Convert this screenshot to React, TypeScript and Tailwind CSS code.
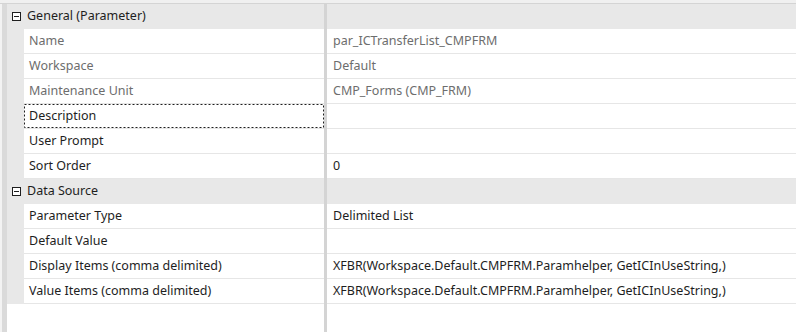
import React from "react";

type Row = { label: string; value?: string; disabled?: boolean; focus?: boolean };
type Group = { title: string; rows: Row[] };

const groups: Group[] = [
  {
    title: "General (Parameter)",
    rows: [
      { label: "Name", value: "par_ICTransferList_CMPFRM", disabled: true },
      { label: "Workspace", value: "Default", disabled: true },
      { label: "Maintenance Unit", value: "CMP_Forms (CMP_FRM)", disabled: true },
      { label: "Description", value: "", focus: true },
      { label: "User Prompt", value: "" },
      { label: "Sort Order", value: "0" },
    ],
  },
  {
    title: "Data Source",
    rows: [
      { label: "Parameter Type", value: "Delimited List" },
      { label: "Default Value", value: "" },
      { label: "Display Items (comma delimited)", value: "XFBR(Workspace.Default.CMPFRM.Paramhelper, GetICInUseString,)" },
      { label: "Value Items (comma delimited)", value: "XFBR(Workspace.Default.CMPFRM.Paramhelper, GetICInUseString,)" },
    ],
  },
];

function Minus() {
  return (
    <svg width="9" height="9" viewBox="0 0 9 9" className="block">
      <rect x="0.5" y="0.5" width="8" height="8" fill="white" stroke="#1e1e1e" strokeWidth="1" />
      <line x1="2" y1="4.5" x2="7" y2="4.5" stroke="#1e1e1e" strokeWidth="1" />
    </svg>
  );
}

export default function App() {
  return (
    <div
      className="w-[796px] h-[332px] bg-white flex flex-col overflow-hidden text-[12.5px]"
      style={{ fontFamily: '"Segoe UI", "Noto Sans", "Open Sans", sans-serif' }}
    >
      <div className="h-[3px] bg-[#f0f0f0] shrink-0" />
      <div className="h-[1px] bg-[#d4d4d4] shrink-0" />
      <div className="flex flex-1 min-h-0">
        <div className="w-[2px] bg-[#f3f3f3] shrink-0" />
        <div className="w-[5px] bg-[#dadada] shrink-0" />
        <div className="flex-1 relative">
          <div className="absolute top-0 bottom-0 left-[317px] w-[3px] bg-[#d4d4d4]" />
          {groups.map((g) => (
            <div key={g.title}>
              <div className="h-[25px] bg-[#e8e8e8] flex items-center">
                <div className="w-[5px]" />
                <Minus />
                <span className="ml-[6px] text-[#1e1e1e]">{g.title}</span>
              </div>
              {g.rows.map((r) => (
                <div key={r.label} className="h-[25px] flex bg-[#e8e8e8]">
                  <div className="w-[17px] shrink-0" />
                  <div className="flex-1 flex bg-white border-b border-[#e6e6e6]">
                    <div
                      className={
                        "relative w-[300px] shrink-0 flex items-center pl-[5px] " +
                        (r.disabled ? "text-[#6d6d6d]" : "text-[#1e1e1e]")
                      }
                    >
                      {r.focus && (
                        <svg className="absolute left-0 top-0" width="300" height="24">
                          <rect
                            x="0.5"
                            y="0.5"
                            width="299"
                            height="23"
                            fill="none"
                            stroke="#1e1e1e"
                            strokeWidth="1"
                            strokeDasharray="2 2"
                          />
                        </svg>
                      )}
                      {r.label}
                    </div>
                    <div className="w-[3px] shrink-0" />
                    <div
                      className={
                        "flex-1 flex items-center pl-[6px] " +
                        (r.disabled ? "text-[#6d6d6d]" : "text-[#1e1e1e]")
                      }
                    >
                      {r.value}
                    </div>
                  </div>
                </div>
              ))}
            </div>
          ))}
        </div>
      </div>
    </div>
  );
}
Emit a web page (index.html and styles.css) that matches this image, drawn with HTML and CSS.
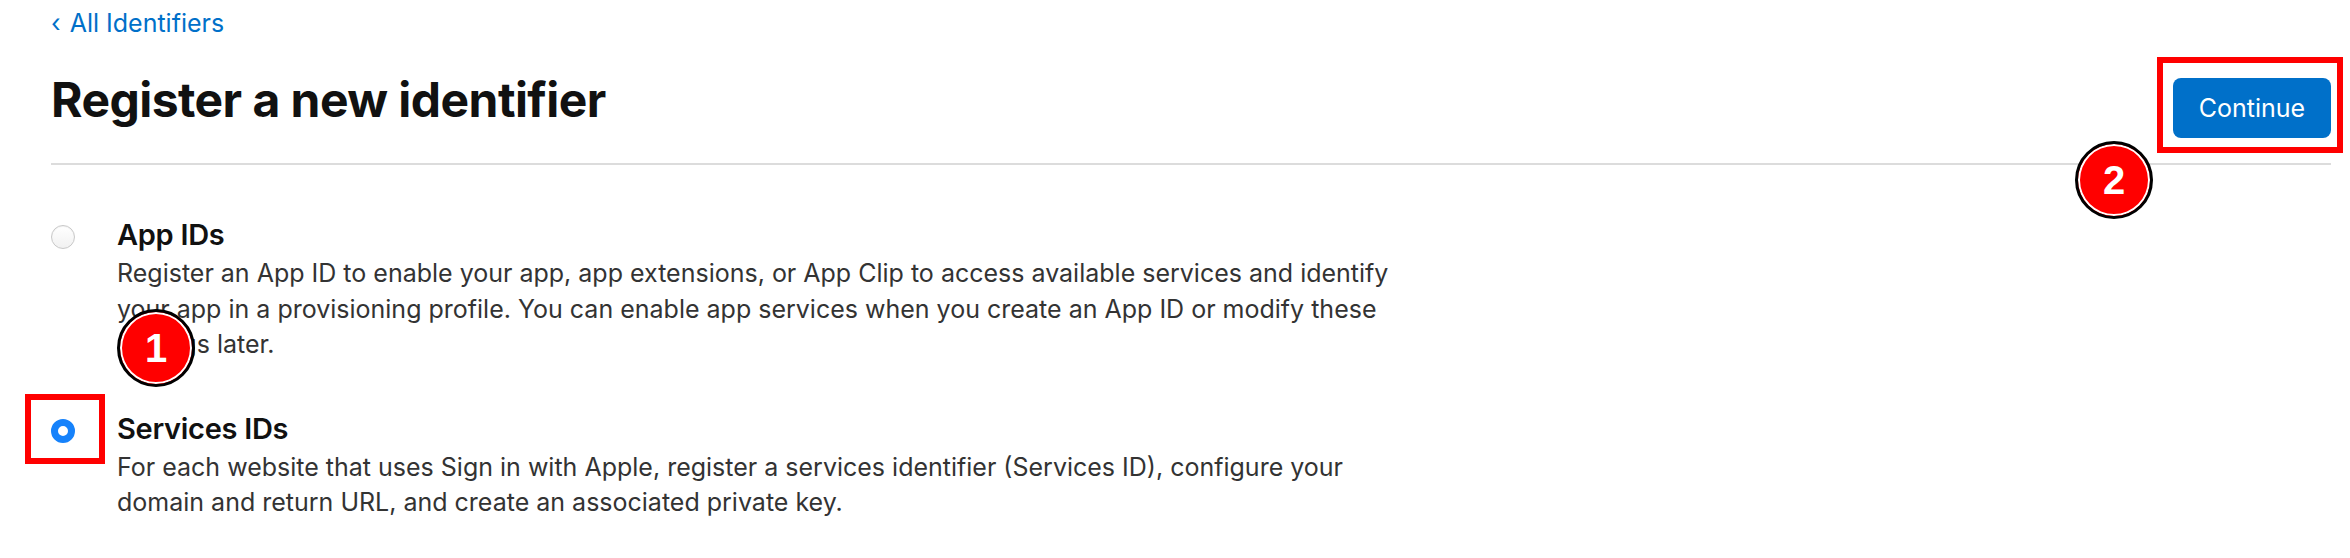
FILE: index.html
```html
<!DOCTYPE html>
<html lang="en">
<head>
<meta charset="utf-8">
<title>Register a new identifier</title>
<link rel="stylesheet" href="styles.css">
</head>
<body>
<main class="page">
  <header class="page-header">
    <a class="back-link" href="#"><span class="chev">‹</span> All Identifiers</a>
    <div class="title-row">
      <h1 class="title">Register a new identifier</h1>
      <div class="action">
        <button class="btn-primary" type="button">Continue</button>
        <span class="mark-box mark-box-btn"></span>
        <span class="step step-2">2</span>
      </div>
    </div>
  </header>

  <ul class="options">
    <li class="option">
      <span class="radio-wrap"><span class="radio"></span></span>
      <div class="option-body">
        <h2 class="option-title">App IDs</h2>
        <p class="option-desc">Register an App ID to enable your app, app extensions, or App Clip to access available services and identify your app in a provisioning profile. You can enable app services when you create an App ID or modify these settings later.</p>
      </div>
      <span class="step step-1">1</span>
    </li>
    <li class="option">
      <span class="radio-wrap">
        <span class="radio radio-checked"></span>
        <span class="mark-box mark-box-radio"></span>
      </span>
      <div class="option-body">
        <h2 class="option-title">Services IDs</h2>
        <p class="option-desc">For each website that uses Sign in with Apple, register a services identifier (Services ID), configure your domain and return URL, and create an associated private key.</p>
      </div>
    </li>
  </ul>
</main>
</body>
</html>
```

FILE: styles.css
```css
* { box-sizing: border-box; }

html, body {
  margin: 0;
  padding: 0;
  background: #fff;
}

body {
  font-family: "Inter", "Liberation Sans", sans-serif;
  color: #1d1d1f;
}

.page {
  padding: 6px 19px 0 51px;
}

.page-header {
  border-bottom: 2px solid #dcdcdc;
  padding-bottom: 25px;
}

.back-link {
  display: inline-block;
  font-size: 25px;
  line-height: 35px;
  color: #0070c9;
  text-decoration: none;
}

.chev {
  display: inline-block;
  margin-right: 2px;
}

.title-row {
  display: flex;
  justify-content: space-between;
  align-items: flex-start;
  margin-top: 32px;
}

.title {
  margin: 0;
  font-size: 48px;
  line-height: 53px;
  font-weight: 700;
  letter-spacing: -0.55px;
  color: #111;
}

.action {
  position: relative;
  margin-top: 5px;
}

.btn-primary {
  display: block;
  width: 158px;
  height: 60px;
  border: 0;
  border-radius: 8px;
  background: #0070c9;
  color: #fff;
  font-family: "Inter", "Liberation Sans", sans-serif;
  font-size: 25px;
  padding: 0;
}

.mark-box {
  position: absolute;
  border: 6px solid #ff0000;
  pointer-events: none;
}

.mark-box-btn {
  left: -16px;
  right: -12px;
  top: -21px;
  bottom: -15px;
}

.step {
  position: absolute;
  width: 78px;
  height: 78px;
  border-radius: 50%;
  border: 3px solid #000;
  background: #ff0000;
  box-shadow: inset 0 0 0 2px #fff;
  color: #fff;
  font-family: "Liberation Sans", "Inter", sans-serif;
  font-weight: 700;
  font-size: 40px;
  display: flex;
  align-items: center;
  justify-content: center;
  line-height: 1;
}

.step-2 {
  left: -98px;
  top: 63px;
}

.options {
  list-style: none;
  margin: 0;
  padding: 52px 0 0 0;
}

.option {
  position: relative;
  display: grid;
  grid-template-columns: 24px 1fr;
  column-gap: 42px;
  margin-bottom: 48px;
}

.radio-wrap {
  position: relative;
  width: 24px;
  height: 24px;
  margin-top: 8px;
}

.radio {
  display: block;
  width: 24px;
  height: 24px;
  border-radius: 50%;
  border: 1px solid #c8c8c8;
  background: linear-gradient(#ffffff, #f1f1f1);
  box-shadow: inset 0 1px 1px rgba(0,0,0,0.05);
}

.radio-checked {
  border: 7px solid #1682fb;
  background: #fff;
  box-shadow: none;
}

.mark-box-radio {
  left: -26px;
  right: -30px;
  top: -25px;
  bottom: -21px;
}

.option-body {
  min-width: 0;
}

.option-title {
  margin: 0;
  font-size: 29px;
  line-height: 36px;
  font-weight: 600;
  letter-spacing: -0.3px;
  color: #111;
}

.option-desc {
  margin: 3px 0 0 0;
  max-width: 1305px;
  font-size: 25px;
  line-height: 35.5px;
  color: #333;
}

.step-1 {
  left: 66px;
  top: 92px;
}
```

==================================================

§ TASK BRIEF: Write down every line from the opening of the listing to the line with "string; rows: Row[]", both included, and nothing else; the pictures are omitted.

§ WRITTEN SOLUTION:
Convert this screenshot to React, TypeScript and Tailwind CSS code.
import React from "react";

type Row = { label: string; value?: string; disabled?: boolean; focus?: boolean };
type Group = { title: string; rows: Row[] };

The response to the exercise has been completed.